Binary Flow Matching: Prediction-Loss Space Alignment for Robust Learning
Jiadong Hong, Lei Liu, Xinyu Bian, Wenjie Wang, Zhaoyang Zhang
TL;DR
The paper addresses robust diffusion-style learning on binary data by exposing a fundamental mismatch when using $x$-prediction with velocity-based loss, which creates a time-dependent gradient singularity $\lambda(t)=(1-t)^{-2}$. It shows that aligning the training objective to the signal space (prediction-loss space alignment) cancels the singularity and yields uniformly bounded gradients, enabling stable training under uniform timestep sampling. It further demonstrates that, once aligned, the choice of loss should reflect the data topology: BCE is advantageous for independent symbolic recovery, while MSE preserves spatial structure in binary data. Empirical results on Binary MNIST and MIMO detection corroborate the theory, establishing alignment as a core principle for robust, topology-aware discrete flow matching. The work provides both theoretical foundations and practical guidelines for diffusion-based modeling of discrete domains.
Abstract
Flow matching has emerged as a powerful framework for generative modeling, with recent empirical successes highlighting the effectiveness of signal-space prediction ($x$-prediction). In this work, we investigate the transfer of this paradigm to binary manifolds, a fundamental setting for generative modeling of discrete data.
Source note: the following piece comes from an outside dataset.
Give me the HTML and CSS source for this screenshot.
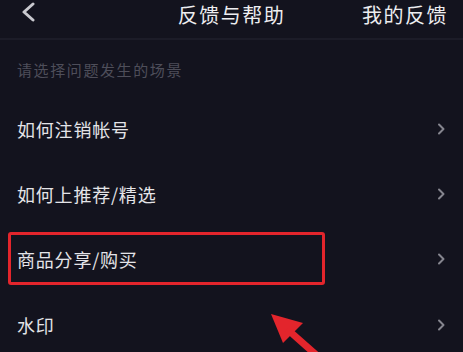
FILE: index.html
```html
<!DOCTYPE html>
<html lang="zh-CN">
<head>
<meta charset="utf-8">
<title>反馈与帮助</title>
<link rel="stylesheet" href="styles.css">
</head>
<body>
<div class="screen">
  <header class="topbar">
    <div class="back">
      <svg width="16" height="22" viewBox="0 0 16 22"><polyline points="12,2 3,10 12,18" fill="none" stroke="#c9c9cf" stroke-width="3" stroke-linecap="round" stroke-linejoin="round"/></svg>
    </div>
    <div class="title">反馈与帮助</div>
    <div class="action">我的反馈</div>
  </header>
  <div class="hint">请选择问题发生的场景</div>
  <ul class="list">
    <li class="row"><span>如何注销帐号</span><svg class="chev" width="8" height="12" viewBox="0 0 8 12"><polyline points="2,1.5 6.5,6 2,10.5" fill="none" stroke="#85858e" stroke-width="2" stroke-linecap="round" stroke-linejoin="round"/></svg></li>
    <li class="row"><span>如何上推荐/精选</span><svg class="chev" width="8" height="12" viewBox="0 0 8 12"><polyline points="2,1.5 6.5,6 2,10.5" fill="none" stroke="#85858e" stroke-width="2" stroke-linecap="round" stroke-linejoin="round"/></svg></li>
    <li class="row marked"><span>商品分享/购买</span><svg class="chev" width="8" height="12" viewBox="0 0 8 12"><polyline points="2,1.5 6.5,6 2,10.5" fill="none" stroke="#85858e" stroke-width="2" stroke-linecap="round" stroke-linejoin="round"/></svg><div class="mark-box"></div></li>
    <li class="row"><span>水印</span><svg class="chev" width="8" height="12" viewBox="0 0 8 12"><polyline points="2,1.5 6.5,6 2,10.5" fill="none" stroke="#85858e" stroke-width="2" stroke-linecap="round" stroke-linejoin="round"/></svg></li>
  </ul>
  <svg class="arrow" width="70" height="47" viewBox="260 305 70 47">
    <polygon points="271,314 303,323 283,343" fill="#e3252c"/>
    <line x1="287" y1="329" x2="322" y2="360" stroke="#e3252c" stroke-width="7"/>
  </svg>
</div>
</body>
</html>
```
FILE: styles.css
```css
html, body {
  margin: 0;
  padding: 0;
  background: #13131e;
}
.screen {
  position: relative;
  width: 463px;
  height: 352px;
  overflow: hidden;
  background: #13131e;
  font-family: "Noto Sans CJK SC", "Noto Sans", sans-serif;
  color: #e4e4e8;
}
.topbar {
  display: grid;
  grid-template-columns: 1fr auto 1fr;
  align-items: start;
  height: 38px;
  border-bottom: 2px solid #1c1c28;
  box-sizing: content-box;
}
.back {
  padding: 2px 0 0 21px;
  display: flex;
}
.title {
  font-size: 20px;
  line-height: 29px;
  letter-spacing: 1.5px;
  color: #ededf0;
}
.action {
  justify-self: end;
  padding-right: 15px;
  font-size: 20px;
  line-height: 29px;
  letter-spacing: 1.5px;
  color: #ededf0;
}
.hint {
  margin-top: 19px;
  padding-left: 17px;
  font-size: 15px;
  line-height: 22px;
  letter-spacing: 1.6px;
  color: #4e4e5a;
}
.list {
  list-style: none;
  margin: 15px 0 0;
  padding: 0;
}
.row {
  position: relative;
  height: 65.4px;
  display: flex;
  align-items: center;
  justify-content: space-between;
  padding: 0 18px 0 17px;
  font-size: 18px;
  letter-spacing: 0.8px;
  color: #e4e4e8;
}
.chev {
  display: block;
}
.mark-box {
  position: absolute;
  left: 8px;
  top: 5px;
  width: 317px;
  height: 53px;
  box-sizing: border-box;
  border: 3px solid #e3252c;
  border-radius: 3px;
}
.arrow {
  position: absolute;
  left: 260px;
  top: 305px;
}
```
While $x$-prediction remains effective, we identify a latent structural mismatch that arises when it is coupled with velocity-based objectives ($v$-loss), leading to a time-dependent singular weighting that amplifies gradient sensitivity to approximation errors. Motivated by this observation, we formalize prediction-loss alignment as a necessary condition for flow matching training. We prove that re-aligning the objective to the signal space ($x$-loss) eliminates the singular weighting, yielding uniformly bounded gradients and enabling robust training under uniform timestep sampling without reliance on heuristic schedules. Finally, with alignment secured, we examine design choices specific to binary data, revealing a topology-dependent distinction between probabilistic objectives (e.g., cross-entropy) and geometric losses (e.g., mean squared error). Together, these results provide theoretical foundations and practical guidelines for robust flow matching on binary -- and related discrete -- domains, positioning signal-space alignment as a key principle for robust diffusion learning.